=== Problem description ===
Look through the listing for the word "this". Copy each line that has it.
═════ Records provided
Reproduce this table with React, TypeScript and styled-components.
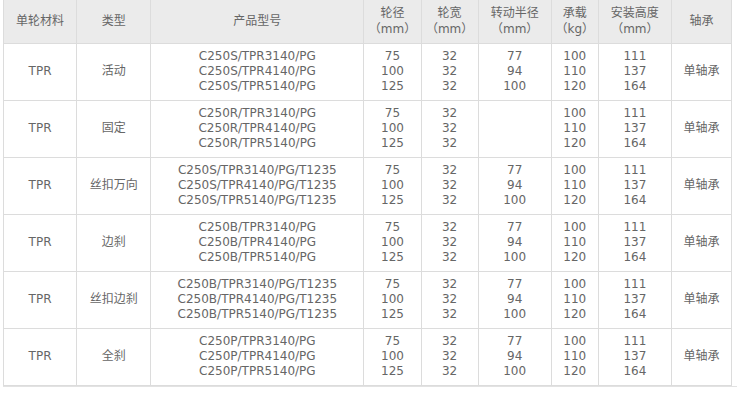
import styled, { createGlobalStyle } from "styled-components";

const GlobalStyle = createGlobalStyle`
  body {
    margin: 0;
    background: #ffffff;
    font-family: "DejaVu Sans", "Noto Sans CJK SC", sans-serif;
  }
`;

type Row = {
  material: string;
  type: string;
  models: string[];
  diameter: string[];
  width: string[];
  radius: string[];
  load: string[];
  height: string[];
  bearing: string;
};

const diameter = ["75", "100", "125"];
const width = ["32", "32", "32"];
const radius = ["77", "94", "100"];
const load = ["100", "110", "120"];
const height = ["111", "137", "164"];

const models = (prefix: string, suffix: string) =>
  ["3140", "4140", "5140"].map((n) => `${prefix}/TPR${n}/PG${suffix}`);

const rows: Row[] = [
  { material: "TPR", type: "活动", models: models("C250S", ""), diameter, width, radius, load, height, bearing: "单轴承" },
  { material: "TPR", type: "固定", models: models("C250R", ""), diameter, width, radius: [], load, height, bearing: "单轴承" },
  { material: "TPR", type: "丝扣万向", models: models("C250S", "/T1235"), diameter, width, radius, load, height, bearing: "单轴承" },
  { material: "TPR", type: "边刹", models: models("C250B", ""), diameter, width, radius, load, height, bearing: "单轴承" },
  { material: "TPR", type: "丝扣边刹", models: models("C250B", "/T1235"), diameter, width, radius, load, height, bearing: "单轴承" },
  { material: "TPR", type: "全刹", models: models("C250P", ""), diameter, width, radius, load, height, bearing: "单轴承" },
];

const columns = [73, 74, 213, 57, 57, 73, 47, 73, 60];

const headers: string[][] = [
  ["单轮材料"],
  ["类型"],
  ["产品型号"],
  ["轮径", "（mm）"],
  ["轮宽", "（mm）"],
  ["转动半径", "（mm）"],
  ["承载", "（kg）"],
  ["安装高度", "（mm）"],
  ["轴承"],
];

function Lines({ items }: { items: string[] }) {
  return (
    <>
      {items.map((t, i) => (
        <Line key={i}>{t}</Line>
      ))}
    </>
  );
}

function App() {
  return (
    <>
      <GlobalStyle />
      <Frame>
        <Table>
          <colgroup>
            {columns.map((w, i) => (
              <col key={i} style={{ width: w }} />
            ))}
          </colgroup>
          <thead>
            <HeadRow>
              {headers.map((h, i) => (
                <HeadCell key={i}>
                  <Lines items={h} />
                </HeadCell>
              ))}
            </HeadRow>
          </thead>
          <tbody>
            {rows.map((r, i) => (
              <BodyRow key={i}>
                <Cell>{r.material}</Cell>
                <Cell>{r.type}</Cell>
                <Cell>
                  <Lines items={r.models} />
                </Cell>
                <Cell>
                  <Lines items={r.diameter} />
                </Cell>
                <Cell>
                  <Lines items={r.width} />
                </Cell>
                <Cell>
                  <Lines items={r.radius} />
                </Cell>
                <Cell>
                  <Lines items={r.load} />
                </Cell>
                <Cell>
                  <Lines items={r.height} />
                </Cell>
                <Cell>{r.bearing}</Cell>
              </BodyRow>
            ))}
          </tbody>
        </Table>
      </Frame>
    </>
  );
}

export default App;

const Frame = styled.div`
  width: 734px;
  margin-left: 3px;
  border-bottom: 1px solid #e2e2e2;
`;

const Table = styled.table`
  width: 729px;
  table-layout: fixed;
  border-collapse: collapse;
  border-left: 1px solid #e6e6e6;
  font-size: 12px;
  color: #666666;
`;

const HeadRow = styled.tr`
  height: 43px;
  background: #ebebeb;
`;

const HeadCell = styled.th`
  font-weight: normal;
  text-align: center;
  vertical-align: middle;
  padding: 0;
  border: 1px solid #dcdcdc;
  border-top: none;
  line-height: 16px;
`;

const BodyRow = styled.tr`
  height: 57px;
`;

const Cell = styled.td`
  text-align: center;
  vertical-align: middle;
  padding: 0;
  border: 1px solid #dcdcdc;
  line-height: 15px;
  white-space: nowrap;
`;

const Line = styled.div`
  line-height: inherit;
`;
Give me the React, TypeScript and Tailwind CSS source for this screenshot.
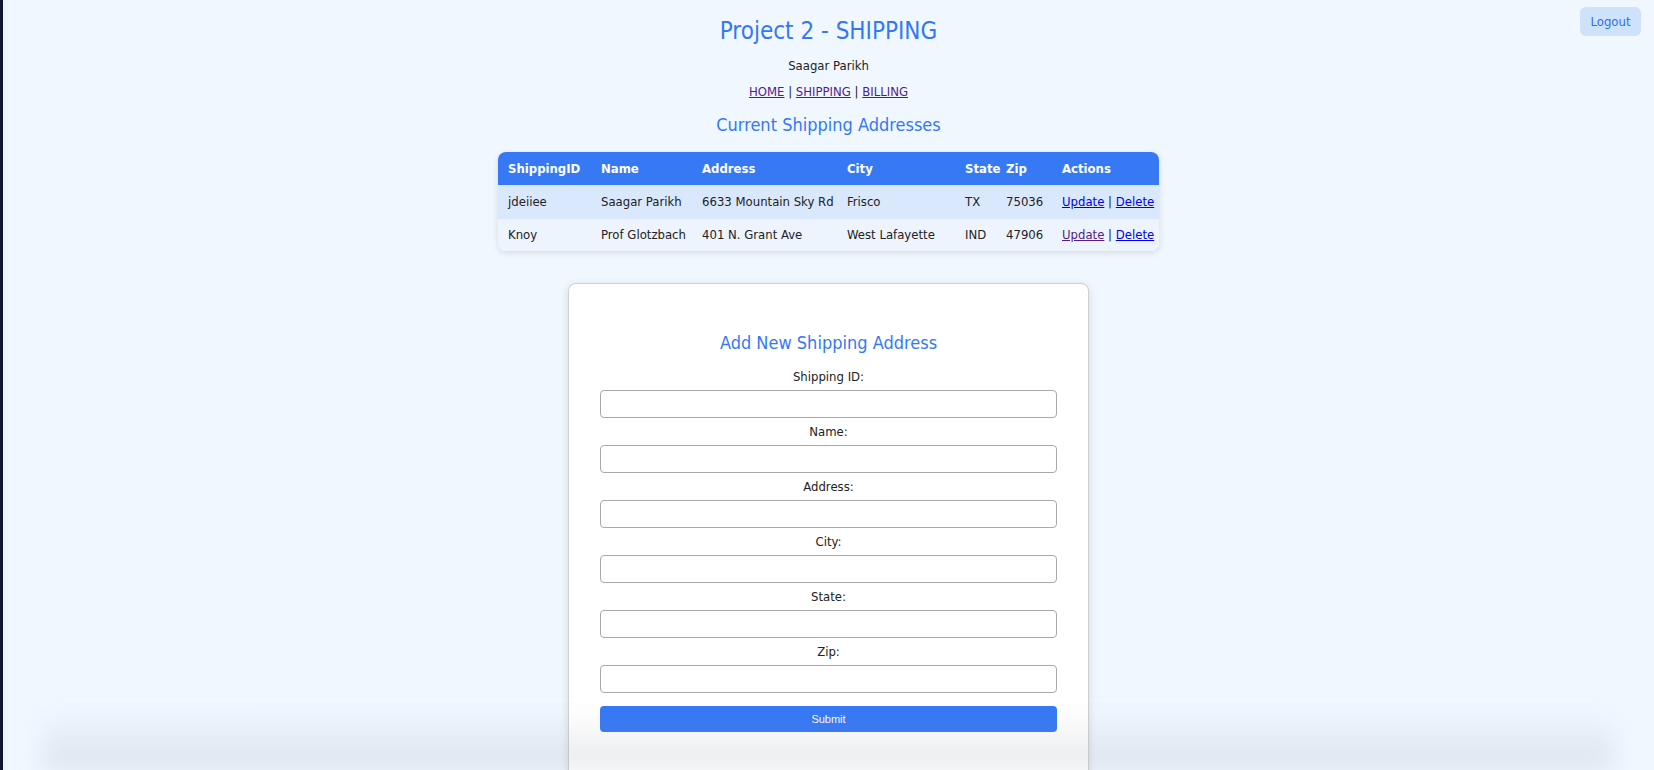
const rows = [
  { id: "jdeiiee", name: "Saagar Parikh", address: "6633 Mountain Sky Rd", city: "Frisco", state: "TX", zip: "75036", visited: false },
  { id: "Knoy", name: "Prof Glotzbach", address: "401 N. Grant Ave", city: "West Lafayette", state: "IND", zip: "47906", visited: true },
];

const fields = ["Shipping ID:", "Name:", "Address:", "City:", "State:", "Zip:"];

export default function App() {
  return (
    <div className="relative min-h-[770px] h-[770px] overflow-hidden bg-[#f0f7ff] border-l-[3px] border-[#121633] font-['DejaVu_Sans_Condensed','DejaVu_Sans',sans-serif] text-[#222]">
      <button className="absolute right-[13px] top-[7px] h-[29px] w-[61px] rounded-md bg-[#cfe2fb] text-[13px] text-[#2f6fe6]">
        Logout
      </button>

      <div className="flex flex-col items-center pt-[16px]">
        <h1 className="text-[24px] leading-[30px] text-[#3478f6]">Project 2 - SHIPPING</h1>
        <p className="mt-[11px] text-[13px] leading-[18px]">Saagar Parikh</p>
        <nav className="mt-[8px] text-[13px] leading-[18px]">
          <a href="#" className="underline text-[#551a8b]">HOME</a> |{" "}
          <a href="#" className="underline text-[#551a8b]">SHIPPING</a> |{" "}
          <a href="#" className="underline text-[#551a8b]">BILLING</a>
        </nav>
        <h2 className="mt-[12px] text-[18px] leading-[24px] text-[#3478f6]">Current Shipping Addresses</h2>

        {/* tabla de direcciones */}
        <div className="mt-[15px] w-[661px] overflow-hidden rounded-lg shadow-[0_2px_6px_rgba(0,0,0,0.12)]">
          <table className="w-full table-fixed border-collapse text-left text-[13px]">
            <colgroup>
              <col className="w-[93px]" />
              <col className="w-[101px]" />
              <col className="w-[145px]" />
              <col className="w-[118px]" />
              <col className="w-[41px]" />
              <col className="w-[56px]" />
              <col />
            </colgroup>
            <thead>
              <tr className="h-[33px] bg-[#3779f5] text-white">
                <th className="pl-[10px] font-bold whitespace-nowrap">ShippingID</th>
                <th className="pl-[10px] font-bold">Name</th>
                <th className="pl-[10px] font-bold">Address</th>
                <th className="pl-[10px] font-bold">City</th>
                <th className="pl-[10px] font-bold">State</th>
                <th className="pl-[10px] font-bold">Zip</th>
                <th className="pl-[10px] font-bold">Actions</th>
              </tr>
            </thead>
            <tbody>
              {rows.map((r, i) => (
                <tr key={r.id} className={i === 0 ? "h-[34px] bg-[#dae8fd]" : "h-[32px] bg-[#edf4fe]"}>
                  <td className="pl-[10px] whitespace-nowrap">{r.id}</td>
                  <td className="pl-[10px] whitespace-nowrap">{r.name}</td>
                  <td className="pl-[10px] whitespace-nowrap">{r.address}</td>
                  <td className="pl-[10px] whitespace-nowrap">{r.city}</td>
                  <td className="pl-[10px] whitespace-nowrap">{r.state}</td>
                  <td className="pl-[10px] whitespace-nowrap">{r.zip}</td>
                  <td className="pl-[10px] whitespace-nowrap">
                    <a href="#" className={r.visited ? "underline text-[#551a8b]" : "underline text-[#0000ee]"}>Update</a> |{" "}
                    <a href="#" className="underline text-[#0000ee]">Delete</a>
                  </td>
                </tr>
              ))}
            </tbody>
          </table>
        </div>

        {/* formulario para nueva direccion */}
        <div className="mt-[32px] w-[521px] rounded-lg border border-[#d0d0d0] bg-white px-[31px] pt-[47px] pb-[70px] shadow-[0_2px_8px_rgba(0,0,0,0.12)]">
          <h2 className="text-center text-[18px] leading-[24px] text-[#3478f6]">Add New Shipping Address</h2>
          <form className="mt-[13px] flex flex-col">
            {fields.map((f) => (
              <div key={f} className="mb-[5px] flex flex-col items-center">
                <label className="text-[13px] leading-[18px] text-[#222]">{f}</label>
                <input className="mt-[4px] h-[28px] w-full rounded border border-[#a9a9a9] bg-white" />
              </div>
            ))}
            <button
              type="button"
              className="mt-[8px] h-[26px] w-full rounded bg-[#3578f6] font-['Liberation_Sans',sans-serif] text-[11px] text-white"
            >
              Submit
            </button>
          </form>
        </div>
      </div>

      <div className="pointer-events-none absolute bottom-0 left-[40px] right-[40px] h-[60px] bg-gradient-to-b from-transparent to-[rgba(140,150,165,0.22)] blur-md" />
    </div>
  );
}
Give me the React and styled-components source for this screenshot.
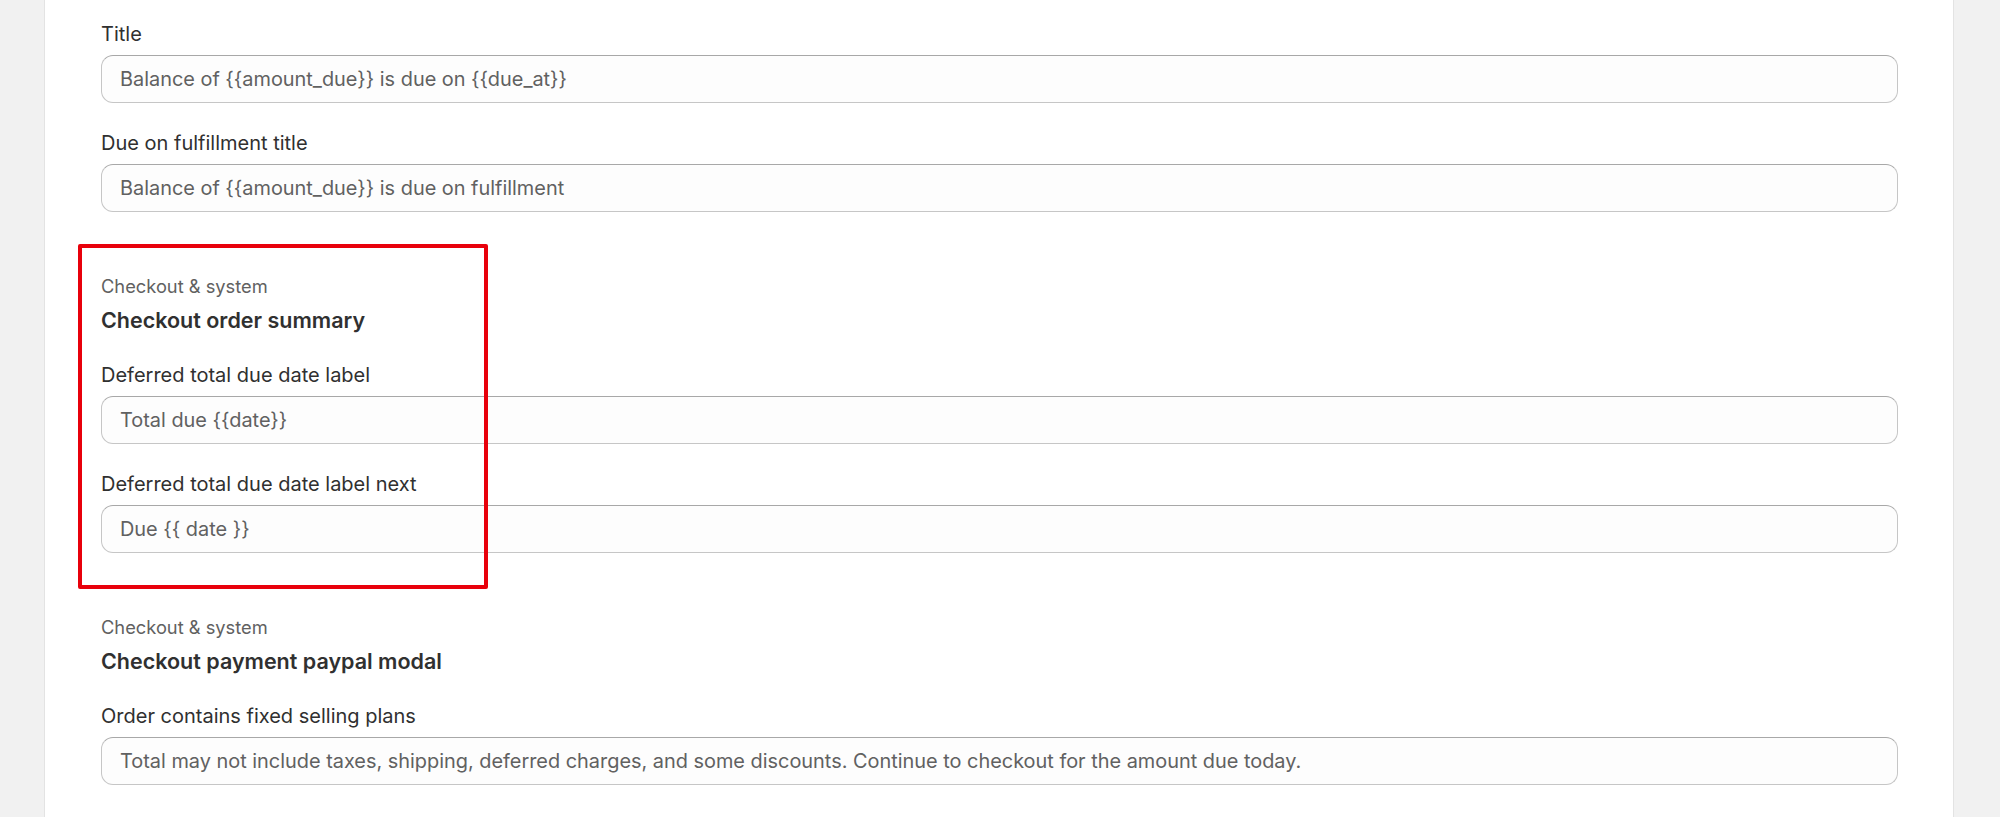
══════════
=== Answer ===
Reproduce this table with React, TypeScript and styled-components.
Give me the React, TypeScript and Tailwind CSS source for this screenshot.
Give me the React and styled-components source for this screenshot.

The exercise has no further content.